Alas los labios Pilar Blanco Ediciones Olcades Cuenca, 2013 |
LLAMA Y HUMO
El ingreso en los escaparates culturales de
la antología Con la cal en los dedos (1980-2010),
editada en Provincia, acercaba al público lector una muestra muy atinada de la obra lírica
de Pilar Blanco. Hasta ese momento su tarea creadora comprendía nueve entregas
que arrancan en 1982, cuando el monolitismo novísimo se había transformado en un aserto
que convivía con otras estéticas renovadoras. Esta compilación de la poeta y profesora leonesa incorpora un liminar de Ricardo Virtanen, donde se desglosan las líneas de
una ruta que abre marcha de nuevo con Alas
los labios.
Unas palabras de confianza evocativa sirven
de umbral a este poemario de título aliterativo, Alas los labios, con un material poemático distribuido en cuatro apartados. Leemos en
“Conjuro”: “Serenidad / en el decir, / aliento visionario”. La composición es
una autosugerencia; el consejo fusiona ese andar sosegado y
apacible que dé curso a un lenguaje activo y vitalista, y la creencia en el impulso de un designio, no como intuitiva aprehensión del porvenir, sino como
capacidad para mantener una actitud coherente en la escritura, sin
imposiciones, acorde con una forma de ser personal.
El trayecto vivencial expande un espacio
de rutinas e incertidumbres; una simple
abertura en el muro supone la posibilidad del punto de fuga, una senda de
interrogaciones para la conciencia. Ese es el hilo común que unifica los textos
de la sección de arranque. En este apartado, el poema “El hacedor
de palabras”, uno de los mejores del poemario, introduce una consideración
metapoética sobre la capacidad creadora de los signos: “Dirás que el universo
se pliega ante el hechizo/ que lo describe y nombra y crea al mismo tiempo. /
Miro a mi alrededor, y en la mañana espesa / que moja los almendros y hace
llover su albura / sólo / veo / palabras”.
El hablante protagoniza un lento repliegue,
hecho de soledad y carencia. Confirma aquella cita de Blanca Varela: “Aprender
a caminar sobre la viga podrida”. El vacío fertiliza espacio y tiempo; los
pasos deben soportar el deterioro, los sueños especulan y la amanecida
reserva papeles secundarios: la uniformidad gris de la inexistencia. De ese estado
hablan los versos de “Cuando la luz nos borra”: “Cae la luz / sobre las cosas /
y en su lluvia / reverberan los cobres / se acallan los sonidos, la ebriedad /
de la flor en su muerte, / de la tarde en suspenso como hilándose / copo a /
copo / mientras toda la luz se tambalea”.

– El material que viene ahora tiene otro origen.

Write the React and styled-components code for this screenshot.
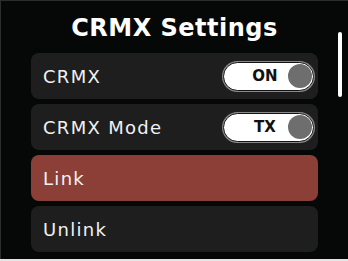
import React from 'react';
import styled, { createGlobalStyle } from 'styled-components';

const GlobalStyle = createGlobalStyle`
  html, body {
    margin: 0;
    padding: 0;
    background: #e6e6e6;
  }
`;

const Screen = styled.div`
  position: relative;
  box-sizing: border-box;
  width: 348px;
  height: 259px;
  background: #050807;
  border-top: 1px solid #2c2e2e;
  border-left: 1px solid #2c2e2e;
  font-family: 'DejaVu Sans', 'Noto Sans', sans-serif;
  color: #f4f4f4;
  overflow: hidden;
`;

const Title = styled.h1`
  margin: 0;
  height: 52px;
  display: flex;
  align-items: center;
  justify-content: center;
  padding-top: 2px;
  box-sizing: border-box;
  font-size: 24px;
  font-weight: 700;
  letter-spacing: 0.5px;
  color: #ffffff;
`;

const List = styled.div`
  display: flex;
  flex-direction: column;
  gap: 5px;
  margin-left: 30px;
  width: 287px;
`;

const Row = styled.div`
  height: 46px;
  box-sizing: border-box;
  display: flex;
  align-items: center;
  justify-content: space-between;
  padding: 1px 4px 0 12px;
  border-radius: 8px;
  background: ${(p) => (p.$active ? '#8c3f37' : '#1e1e1e')};
`;

const Label = styled.span`
  font-size: 18px;
  font-weight: 400;
  letter-spacing: 1.3px;
  color: #f2f2f2;
`;

const Toggle = styled.div`
  position: relative;
  width: 91px;
  height: 29px;
  margin-top: -1px;
  box-sizing: border-box;
  border-radius: 15px;
  background: #ffffff;
  border: 1px solid #121212;
  box-shadow: 0 0 0 1px #8a8a8a;
  display: flex;
  align-items: center;
  padding-left: 18px;
`;

const ToggleText = styled.span`
  width: 46px;
  text-align: center;
  font-size: 15px;
  font-weight: 700;
  color: #111111;
`;

const Knob = styled.span`
  position: absolute;
  right: 1px;
  top: 1.5px;
  width: 24px;
  height: 24px;
  border-radius: 50%;
  background: #6e6e6e;
`;

const Scrollbar = styled.div`
  position: absolute;
  left: 337px;
  top: 31px;
  width: 4px;
  height: 65px;
  border-radius: 2px;
  background: #ffffff;
`;

const items = [
  { label: 'CRMX', toggle: 'ON' },
  { label: 'CRMX Mode', toggle: 'TX' },
  { label: 'Link', active: true },
  { label: 'Unlink' },
];

const App = () => (
  <>
    <GlobalStyle />
    <Screen>
      <Title>CRMX Settings</Title>
      <List>
        {items.map((item) => (
          <Row key={item.label} $active={item.active}>
            <Label>{item.label}</Label>
            {item.toggle && (
              <Toggle>
                <ToggleText>{item.toggle}</ToggleText>
                <Knob />
              </Toggle>
            )}
          </Row>
        ))}
      </List>
      <Scrollbar />
    </Screen>
  </>
);

export default App;
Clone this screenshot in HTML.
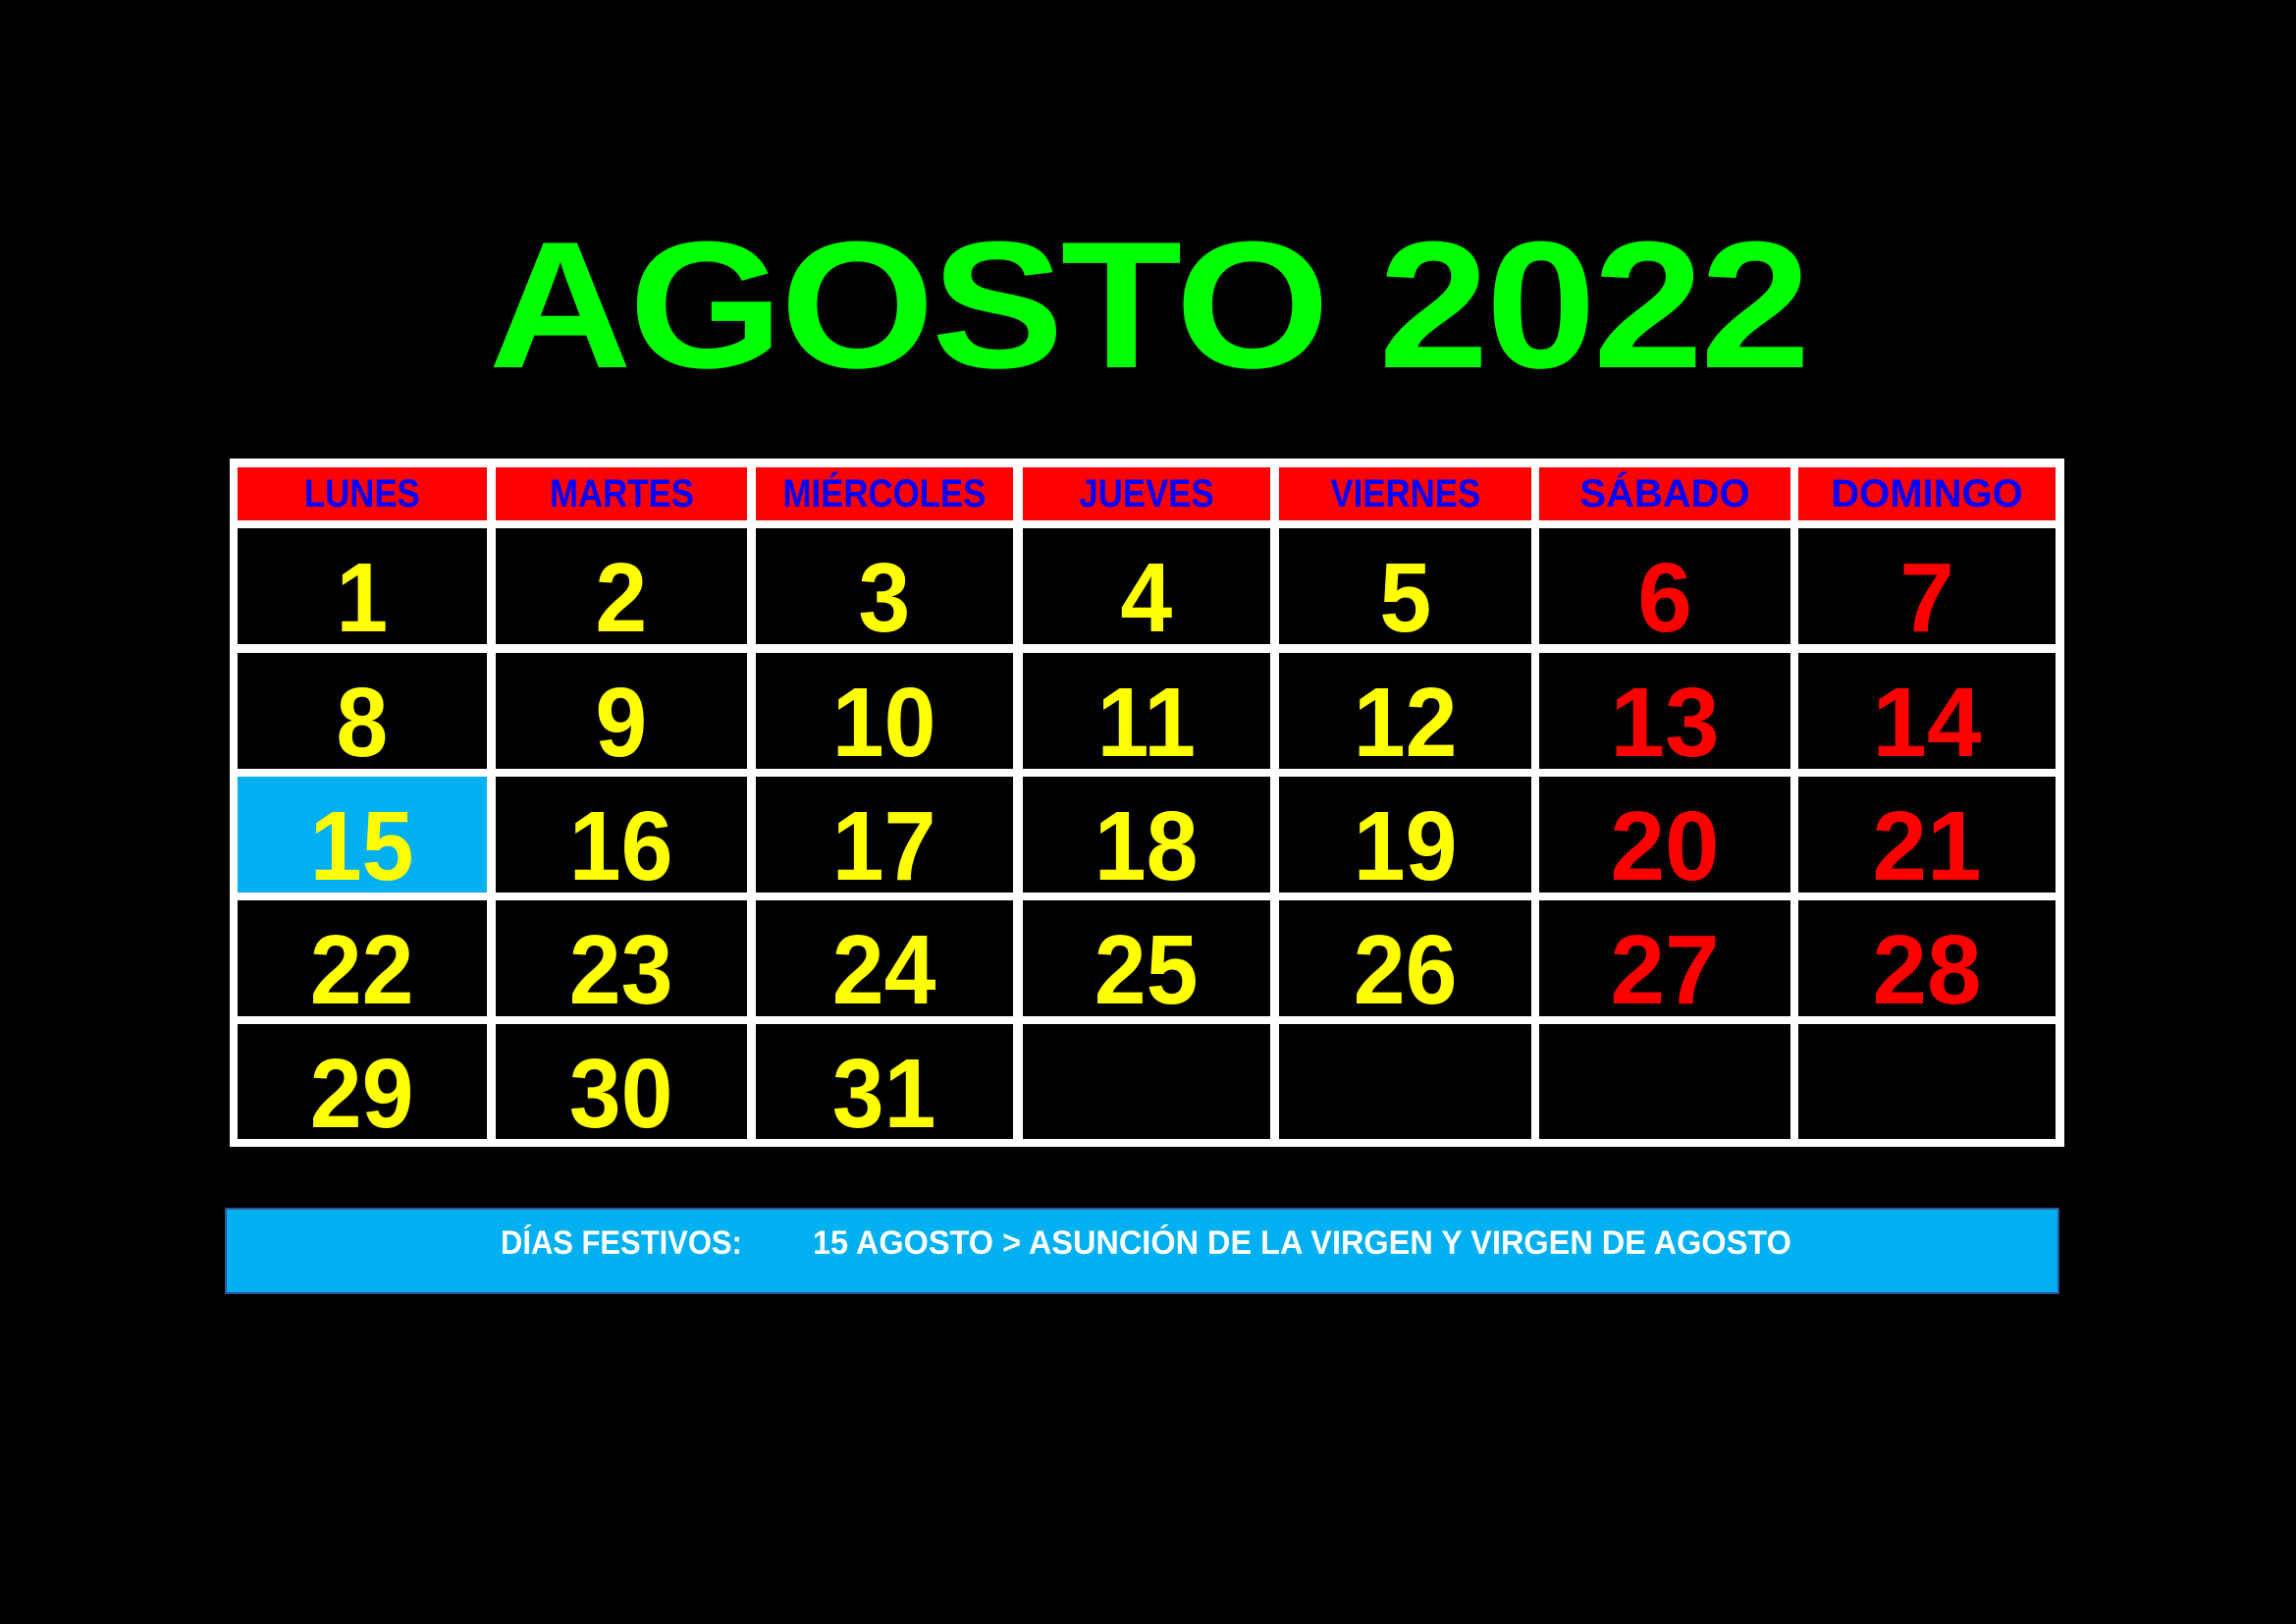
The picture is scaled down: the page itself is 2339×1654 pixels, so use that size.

La deriva habita en un entorno
diluido en el que el sujeto sigue en la brega; busca percibir el
nítido aroma de la existencia al paso, como un ave frágil que asciende en el
azul del despertar, sin pedir tregua, aceptando la contingencia de un
destino impuesto. Un fugaz vuelo hacia el resplandor y la claridad.
La poesía de Pilar Blanco desbroza paisajes
interiores a cielo abierto. En sus palabras se remansa la luz de lo diario, su
compleja construcción emocional, ese ir amaneciendo con la cal en los dedos, en busca de respuestas, aunque abrume
la tajante certeza de que no las hay.